Directions: Return the data exactly, with all pictures removed.

Provided records:
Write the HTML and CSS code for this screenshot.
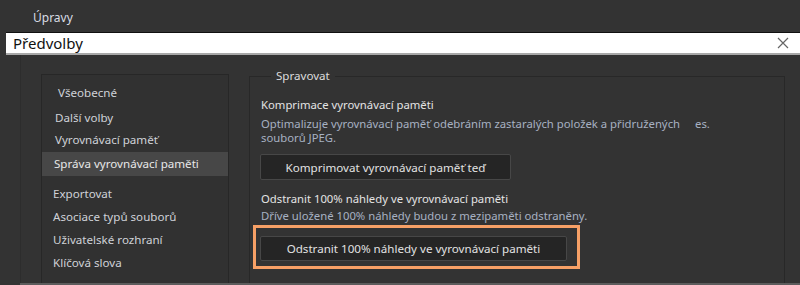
FILE: index.html
```html
<!DOCTYPE html>
<html lang="cs">

<head>
    <meta charset="UTF-8">
    <title>Předvolby</title>
    <link rel="stylesheet" href="styles.css">
</head>

<body>
    <div class="menu">Úpravy</div>

    <div class="titlebar">
        <span class="title">Předvolby</span>
        <svg class="close" width="12" height="12" viewBox="0 0 12 12">
            <path d="M1 1 L11 11 M11 1 L1 11" stroke="#666" stroke-width="1.2" fill="none"/>
        </svg>
    </div>

    <div class="dialog">
        <ul class="side">
            <li class="item first">Všeobecné</li>
            <li class="item">Další volby</li>
            <li class="item">Vyrovnávací paměť</li>
            <li class="item sel">Správa vyrovnávací paměti</li>
            <li class="item low">Exportovat</li>
            <li class="item low">Asociace typů souborů</li>
            <li class="item low">Uživatelské rozhraní</li>
            <li class="item low">Klíčová slova</li>
        </ul>

        <fieldset class="main">
            <legend>Spravovat</legend>

            <div class="section-title">Komprimace vyrovnávací paměti</div>
            <div class="desc">Optimalizuje vyrovnávací paměť odebráním zastaralých položek a přidružených<span class="cut">es.</span><br>souborů JPEG.</div>
            <button class="btn btn-compress">Komprimovat vyrovnávací paměť teď</button>

            <div class="section-title second">Odstranit 100% náhledy ve vyrovnávací paměti</div>
            <div class="desc short">Dříve uložené 100% náhledy budou z mezipaměti odstraněny.</div>
            <div class="highlight">
                <button class="btn btn-remove">Odstranit 100% náhledy ve vyrovnávací paměti</button>
            </div>
        </fieldset>
    </div>

    <div class="bottom-line"></div>
</body>

</html>
```

FILE: styles.css
```css
body {
    margin: 0;
    width: 800px;
    height: 285px;
    overflow: hidden;
    background-color: #333333;
    font-family: "Noto Sans", "Open Sans", sans-serif;
    font-size: 11.3px;
    color: #d4d4d4;
    position: relative;
}

.menu {
    height: 32px;
    line-height: 36px;
    padding-left: 33px;
    font-size: 12px;
    color: #d8dce4;
}

.titlebar {
    margin-left: 6px;
    height: 20px;
    background-color: #ffffff;
    border-top: 1px solid #111111;
    border-bottom: 2px solid #a8a8a8;
    display: flex;
    align-items: center;
    justify-content: space-between;
}

.title {
    padding-left: 7px;
    font-size: 15px;
    color: #111111;
}

.close {
    margin-right: 11px;
}

.dialog {
    display: flex;
    align-items: flex-start;
    border-left: 1px solid #2d2d2d;
    margin-left: 20px;
    height: 230px;
}

.side {
    list-style: none;
    margin: 19px 0 0 20px;
    padding: 7px 0 0 0;
    width: 186px;
    height: 202px;
    background-color: #313131;
    border: 1px solid #272727;
    border-bottom: none;
    font-size: 11.6px;
}

.item {
    height: 22px;
    line-height: 22px;
    padding-left: 13px;
    color: #cfd2d8;
}

.item.first {
    padding-left: 16px;
    margin-bottom: 3px;
}

.item.sel {
    height: 24px;
    line-height: 24px;
    margin-top: 1px;
    margin-bottom: 6px;
    padding-left: 12px;
    background-color: #474747;
    color: #e8e8e8;
}

.item.low {
    height: 23px;
    line-height: 23px;
    padding-left: 11px;
}

.main {
    margin: 14px 0 0 20px;
    padding: 14px 0 0 11px;
    width: 523px;
    height: 210px;
    border: 1px solid #282828;
    border-bottom: none;
}

.main legend {
    margin-left: 10px;
    padding: 0 5px;
    line-height: 14px;
    font-size: 11.6px;
    color: #dcdcdc;
}

.section-title {
    line-height: 16px;
    color: #e4e4e4;
}

.section-title.second {
    margin-top: 11px;
}

.desc {
    margin-top: 4px;
    line-height: 14px;
    color: #a7b1c2;
}

.desc.short {
    margin-top: 2px;
}

.cut {
    margin-left: 15px;
}

.btn {
    display: block;
    height: 26px;
    padding: 0;
    background-color: #252525;
    border: 1px solid #474747;
    border-radius: 2px;
    font-family: "Noto Sans", "Open Sans", sans-serif;
    font-size: 11.6px;
    color: #e2e2e2;
}

.btn-compress {
    width: 251px;
    margin: 9px 0 0 -1px;
}

.highlight {
    width: 317px;
    height: 30px;
    margin: 2px 0 0 -8px;
    border: 3px solid #f7a066;
    padding: 8px 0 0 4px;
}

.btn-remove {
    width: 307px;
    height: 25px;
}

.bottom-line {
    position: absolute;
    left: 20px;
    right: 0;
    top: 283px;
    height: 2px;
    background-color: #5c5c5c;
}
```
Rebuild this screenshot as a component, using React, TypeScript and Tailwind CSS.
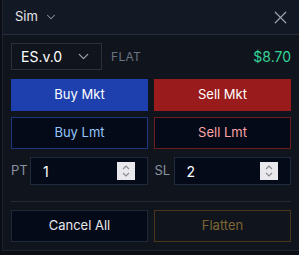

Correct response:
Write the HTML and CSS code for this screenshot.
FILE: index.html
```html
<!DOCTYPE html>
<html lang="cs">

<head>
    <meta charset="UTF-8">
    <title>Předvolby</title>
    <link rel="stylesheet" href="styles.css">
</head>

<body>
    <div class="menu">Úpravy</div>

    <div class="titlebar">
        <span class="title">Předvolby</span>
        <svg class="close" width="12" height="12" viewBox="0 0 12 12">
            <path d="M1 1 L11 11 M11 1 L1 11" stroke="#666" stroke-width="1.2" fill="none"/>
        </svg>
    </div>

    <div class="dialog">
        <ul class="side">
            <li class="item first">Všeobecné</li>
            <li class="item">Další volby</li>
            <li class="item">Vyrovnávací paměť</li>
            <li class="item sel">Správa vyrovnávací paměti</li>
            <li class="item low">Exportovat</li>
            <li class="item low">Asociace typů souborů</li>
            <li class="item low">Uživatelské rozhraní</li>
            <li class="item low">Klíčová slova</li>
        </ul>

        <fieldset class="main">
            <legend>Spravovat</legend>

            <div class="section-title">Komprimace vyrovnávací paměti</div>
            <div class="desc">Optimalizuje vyrovnávací paměť odebráním zastaralých položek a přidružených<span class="cut">es.</span><br>souborů JPEG.</div>
            <button class="btn btn-compress">Komprimovat vyrovnávací paměť teď</button>

            <div class="section-title second">Odstranit 100% náhledy ve vyrovnávací paměti</div>
            <div class="desc short">Dříve uložené 100% náhledy budou z mezipaměti odstraněny.</div>
            <div class="highlight">
                <button class="btn btn-remove">Odstranit 100% náhledy ve vyrovnávací paměti</button>
            </div>
        </fieldset>
    </div>

    <div class="bottom-line"></div>
</body>

</html>
```

FILE: styles.css
```css
body {
    margin: 0;
    width: 800px;
    height: 285px;
    overflow: hidden;
    background-color: #333333;
    font-family: "Noto Sans", "Open Sans", sans-serif;
    font-size: 11.3px;
    color: #d4d4d4;
    position: relative;
}

.menu {
    height: 32px;
    line-height: 36px;
    padding-left: 33px;
    font-size: 12px;
    color: #d8dce4;
}

.titlebar {
    margin-left: 6px;
    height: 20px;
    background-color: #ffffff;
    border-top: 1px solid #111111;
    border-bottom: 2px solid #a8a8a8;
    display: flex;
    align-items: center;
    justify-content: space-between;
}

.title {
    padding-left: 7px;
    font-size: 15px;
    color: #111111;
}

.close {
    margin-right: 11px;
}

.dialog {
    display: flex;
    align-items: flex-start;
    border-left: 1px solid #2d2d2d;
    margin-left: 20px;
    height: 230px;
}

.side {
    list-style: none;
    margin: 19px 0 0 20px;
    padding: 7px 0 0 0;
    width: 186px;
    height: 202px;
    background-color: #313131;
    border: 1px solid #272727;
    border-bottom: none;
    font-size: 11.6px;
}

.item {
    height: 22px;
    line-height: 22px;
    padding-left: 13px;
    color: #cfd2d8;
}

.item.first {
    padding-left: 16px;
    margin-bottom: 3px;
}

.item.sel {
    height: 24px;
    line-height: 24px;
    margin-top: 1px;
    margin-bottom: 6px;
    padding-left: 12px;
    background-color: #474747;
    color: #e8e8e8;
}

.item.low {
    height: 23px;
    line-height: 23px;
    padding-left: 11px;
}

.main {
    margin: 14px 0 0 20px;
    padding: 14px 0 0 11px;
    width: 523px;
    height: 210px;
    border: 1px solid #282828;
    border-bottom: none;
}

.main legend {
    margin-left: 10px;
    padding: 0 5px;
    line-height: 14px;
    font-size: 11.6px;
    color: #dcdcdc;
}

.section-title {
    line-height: 16px;
    color: #e4e4e4;
}

.section-title.second {
    margin-top: 11px;
}

.desc {
    margin-top: 4px;
    line-height: 14px;
    color: #a7b1c2;
}

.desc.short {
    margin-top: 2px;
}

.cut {
    margin-left: 15px;
}

.btn {
    display: block;
    height: 26px;
    padding: 0;
    background-color: #252525;
    border: 1px solid #474747;
    border-radius: 2px;
    font-family: "Noto Sans", "Open Sans", sans-serif;
    font-size: 11.6px;
    color: #e2e2e2;
}

.btn-compress {
    width: 251px;
    margin: 9px 0 0 -1px;
}

.highlight {
    width: 317px;
    height: 30px;
    margin: 2px 0 0 -8px;
    border: 3px solid #f7a066;
    padding: 8px 0 0 4px;
}

.btn-remove {
    width: 307px;
    height: 25px;
}

.bottom-line {
    position: absolute;
    left: 20px;
    right: 0;
    top: 283px;
    height: 2px;
    background-color: #5c5c5c;
}
```
Rebuild this screenshot as a component, using React, TypeScript and Tailwind CSS.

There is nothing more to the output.